Na de uitspraak van de federale rechter in de antitrustzaak van de Amerikaanse overheid tegen Microsoft, wacht de veroordeelde softwaregigant uit Redmond waarschijnlijk een hele berg aan claims van oem’s (original equipment manufacturers) en zakelijke klanten.
Rechter Thomas Penfield Jackson oordeelde gisteren dat Microsoft antitrustwetten heeft gebroken door zijn webbrowser Internet Explorer te bundelen met het besturingsprogramma Windows. Bovendien meent Jackson dat de onderneming de kosten daarvan heeft afgewenteld op de consumenten via de royalty-prijzen die ze berekende aan de oem’s. Nu de handelswijze van Microsoft illegaal is bevonden, is de kans groot dat oem’s en klanten zich weinig meer gelegen laten liggen aan de prijsafspraken die met de onderneming zijn gemaakt. Het argument dat die ‘met het mes op de keel’ zijn gemaakt en dat de klanten nooit hebben gevraagd om Internet Explorer, lijkt nu immers behoorlijk legitiem.

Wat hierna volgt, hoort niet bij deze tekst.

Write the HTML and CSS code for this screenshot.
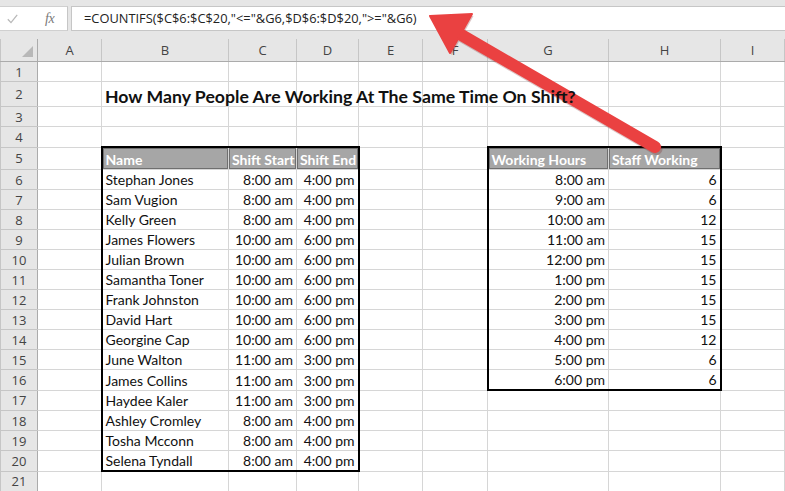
FILE: index.html
```html
<!DOCTYPE html>
<html>
<head>
<meta charset="utf-8">
<link rel="stylesheet" href="styles.css">
</head>
<body>
<div class="app">
  <div class="fbar">
    <div class="fbtns">
      <span class="chk"><svg width="11" height="10" viewBox="0 0 11 10"><path d="M0.8 5.2 L4 8.6 L10.2 0.8" fill="none" stroke="#b9b9b9" stroke-width="1.3"/></svg></span>
      <span class="fx">fx</span>
    </div>
    <div class="finput">=COUNTIFS($C$6:$C$20,"&lt;="&amp;G6,$D$6:$D$20,"&gt;="&amp;G6)</div>
  </div>
  <table class="sheet">
    <colgroup>
      <col class="c-rh"><col class="c-a"><col class="c-b"><col class="c-c"><col class="c-d"><col class="c-e"><col class="c-f"><col class="c-g"><col class="c-h"><col class="c-i"><col class="c-j">
    </colgroup>
    <tr class="hrow">
      <th class="corner"><span class="tri"></span></th><th>A</th><th>B</th><th>C</th><th>D</th><th>E</th><th>F</th><th>G</th><th>H</th><th>I</th><th></th>
    </tr>
    <tr class="r20"><th>1</th><td></td><td></td><td></td><td></td><td></td><td></td><td></td><td></td><td></td><td></td></tr>
    <tr class="r25"><th>2</th><td></td><td class="title">How Many People Are Working At The Same Time On Shift?</td><td></td><td></td><td></td><td></td><td></td><td></td><td></td><td></td></tr>
    <tr class="r20"><th>3</th><td></td><td></td><td></td><td></td><td></td><td></td><td></td><td></td><td></td><td></td></tr>
    <tr class="r20"><th>4</th><td></td><td></td><td></td><td></td><td></td><td></td><td></td><td></td><td></td><td></td></tr>
    <tr class="r22"><th>5</th><td></td><td class="hd t l">Name</td><td class="hd t">Shift Start</td><td class="hd t r">Shift End</td><td></td><td></td><td class="hd t l">Working Hours</td><td class="hd t r">Staff Working</td><td></td><td></td></tr>
    <tr class="r20"><th>6</th><td></td><td class="l">Stephan Jones</td><td class="n">8:00 am</td><td class="n r">4:00 pm</td><td></td><td></td><td class="n l">8:00 am</td><td class="n r">6</td><td></td><td></td></tr>
    <tr class="r20"><th>7</th><td></td><td class="l">Sam Vugion</td><td class="n">8:00 am</td><td class="n r">4:00 pm</td><td></td><td></td><td class="n l">9:00 am</td><td class="n r">6</td><td></td><td></td></tr>
    <tr class="r20"><th>8</th><td></td><td class="l">Kelly Green</td><td class="n">8:00 am</td><td class="n r">4:00 pm</td><td></td><td></td><td class="n l">10:00 am</td><td class="n r">12</td><td></td><td></td></tr>
    <tr class="r20"><th>9</th><td></td><td class="l">James Flowers</td><td class="n">10:00 am</td><td class="n r">6:00 pm</td><td></td><td></td><td class="n l">11:00 am</td><td class="n r">15</td><td></td><td></td></tr>
    <tr class="r20"><th>10</th><td></td><td class="l">Julian Brown</td><td class="n">10:00 am</td><td class="n r">6:00 pm</td><td></td><td></td><td class="n l">12:00 pm</td><td class="n r">15</td><td></td><td></td></tr>
    <tr class="r20"><th>11</th><td></td><td class="l">Samantha Toner</td><td class="n">10:00 am</td><td class="n r">6:00 pm</td><td></td><td></td><td class="n l">1:00 pm</td><td class="n r">15</td><td></td><td></td></tr>
    <tr class="r20"><th>12</th><td></td><td class="l">Frank Johnston</td><td class="n">10:00 am</td><td class="n r">6:00 pm</td><td></td><td></td><td class="n l">2:00 pm</td><td class="n r">15</td><td></td><td></td></tr>
    <tr class="r20"><th>13</th><td></td><td class="l">David Hart</td><td class="n">10:00 am</td><td class="n r">6:00 pm</td><td></td><td></td><td class="n l">3:00 pm</td><td class="n r">15</td><td></td><td></td></tr>
    <tr class="r20"><th>14</th><td></td><td class="l">Georgine Cap</td><td class="n">10:00 am</td><td class="n r">6:00 pm</td><td></td><td></td><td class="n l">4:00 pm</td><td class="n r">12</td><td></td><td></td></tr>
    <tr class="r20"><th>15</th><td></td><td class="l">June Walton</td><td class="n">11:00 am</td><td class="n r">3:00 pm</td><td></td><td></td><td class="n l">5:00 pm</td><td class="n r">6</td><td></td><td></td></tr>
    <tr class="r20"><th>16</th><td></td><td class="l">James Collins</td><td class="n">11:00 am</td><td class="n r">3:00 pm</td><td></td><td></td><td class="n l b">6:00 pm</td><td class="n r b">6</td><td></td><td></td></tr>
    <tr class="r20"><th>17</th><td></td><td class="l">Haydee Kaler</td><td class="n">11:00 am</td><td class="n r">3:00 pm</td><td></td><td></td><td></td><td></td><td></td><td></td></tr>
    <tr class="r20"><th>18</th><td></td><td class="l">Ashley Cromley</td><td class="n">8:00 am</td><td class="n r">4:00 pm</td><td></td><td></td><td></td><td></td><td></td><td></td></tr>
    <tr class="r20"><th>19</th><td></td><td class="l">Tosha Mcconn</td><td class="n">8:00 am</td><td class="n r">4:00 pm</td><td></td><td></td><td></td><td></td><td></td><td></td></tr>
    <tr class="r20"><th>20</th><td></td><td class="l b">Selena Tyndall</td><td class="n b">8:00 am</td><td class="n r b">4:00 pm</td><td></td><td></td><td></td><td></td><td></td><td></td></tr>
    <tr class="r21"><th>21</th><td></td><td></td><td></td><td></td><td></td><td></td><td></td><td></td><td></td><td></td></tr>
  </table>
  <svg class="arrow" width="785" height="491" viewBox="0 0 785 491">
    <g transform="translate(1.5,2)" opacity="0.25">
      <line x1="458" y1="33" x2="655" y2="147" stroke="#7a1a1a" stroke-width="12" stroke-linecap="round"/>
      <polygon points="430,16 472,14 450,53" fill="#7a1a1a"/>
    </g>
    <line x1="458" y1="33" x2="655" y2="147" stroke="#ea4141" stroke-width="12" stroke-linecap="round"/>
    <polygon points="430,16 472,14 450,53" fill="#ea4141" stroke="#ea4141" stroke-width="2" stroke-linejoin="round"/>
  </svg>
</div>
</body>
</html>
```

FILE: styles.css
```css
html, body {
  margin: 0;
  padding: 0;
  background: #ffffff;
}
.app {
  position: relative;
  width: 785px;
  height: 491px;
  overflow: hidden;
  background: #e6e6e6;
}
.fbar {
  display: flex;
  height: 39px;
  padding-top: 6px;
  box-sizing: border-box;
  gap: 3px;
}
.fbtns {
  width: 68px;
  height: 25px;
  background: #ffffff;
  border-right: 1px solid #c6c6c6;
  border-top: 1px solid #d0d0d0;
  border-bottom: 1px solid #d0d0d0;
  box-sizing: border-box;
  display: flex;
  align-items: center;
}
.chk {
  display: flex;
  margin-left: 7px;
  width: 11px;
  height: 10px;
}
.fx {
  margin-left: 27px;
  font-family: "Liberation Serif", "DejaVu Serif", serif;
  font-style: italic;
  font-size: 14px;
  color: #7a7a7a;
  letter-spacing: -0.5px;
}
.finput {
  flex: 1;
  height: 25px;
  background: #ffffff;
  border: 1px solid #c6c6c6;
  border-right: none;
  box-sizing: border-box;
  padding-left: 12px;
  font-family: "Open Sans", "Noto Sans", sans-serif;
  font-size: 12.85px;
  line-height: 23px;
  color: #222222;
  white-space: nowrap;
}
.sheet {
  border-collapse: collapse;
  table-layout: fixed;
  width: 804px;
  background: #ffffff;
  font-family: "Lato", "Liberation Sans", sans-serif;
  font-size: 14px;
  color: #111111;
}
.c-rh { width: 37px; }
.c-a { width: 64px; }
.c-b { width: 127px; }
.c-c { width: 68px; }
.c-d { width: 62px; }
.c-e { width: 64px; }
.c-f { width: 65px; }
.c-g { width: 121px; }
.c-h { width: 112px; }
.c-i { width: 64px; }
.c-j { width: 20px; }
.sheet td {
  border: 1px solid #d6d6d6;
  padding: 0 3px;
  white-space: nowrap;
  overflow: visible;
  vertical-align: bottom;
  line-height: 18px;
}
.sheet th {
  background: #e6e6e6;
  border: 1px solid #c6c6c6;
  font-family: "Open Sans", "Noto Sans", sans-serif;
  font-weight: normal;
  font-size: 13px;
  color: #444444;
  padding: 0;
  text-align: center;
  line-height: 18px;
}
.hrow th {
  height: 22px;
  border-bottom: 1px solid #ababab;
  border-top: none;
  vertical-align: middle;
}
.sheet tr th:first-child {
  border-right: 1px solid #ababab;
}
.corner {
  position: relative;
}
.tri {
  position: absolute;
  right: 4px;
  bottom: 4px;
  width: 0;
  height: 0;
  border-left: 11px solid transparent;
  border-bottom: 11px solid #b8b8b8;
}
.r20 td, .r20 th { height: 19px; }
.r21 td, .r21 th { height: 20px; vertical-align: top; }
.r22 td, .r22 th { height: 21px; }
.r25 td, .r25 th { height: 24px; }
.title {
  font-weight: bold;
  font-size: 17.7px;
  overflow: visible;
  position: relative;
  z-index: 1;
  vertical-align: middle;
}
.n { text-align: right; }
.hd {
  background: #a6a6a6;
  color: #ffffff;
  font-weight: bold;
  box-shadow: inset 0 0 0 1px #6f6f6f;
  border-color: #dcdcdc;
}
.sheet td.t { border-top: 2px solid #000000; }
.sheet td.b { border-bottom: 2px solid #000000; }
.sheet td.l { border-left: 2px solid #000000; }
.sheet td.r { border-right: 2px solid #000000; }
.arrow {
  position: absolute;
  left: 0;
  top: 0;
  pointer-events: none;
}
```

Hoewel dat argument kan worden gebruikt door zowel bestaande als nieuwe klanten, menen analisten dat het vooral voor nieuwe aankopen zal gelden. De huidige gebruikers van Windows zullen zich over het algemeen loyaal tonen, zo is de verwachting. Maar bedrijven en oem’s zullen alle kansen die er zijn op het verlagen van de kosten te allen tijde aangrijpen. Het is daarom niet denkbeeldig dat Microsoft door veel klanten zal worden benaderd om Explorer uit het Windows-pakket te verwijderen en daarbij geld terug te geven.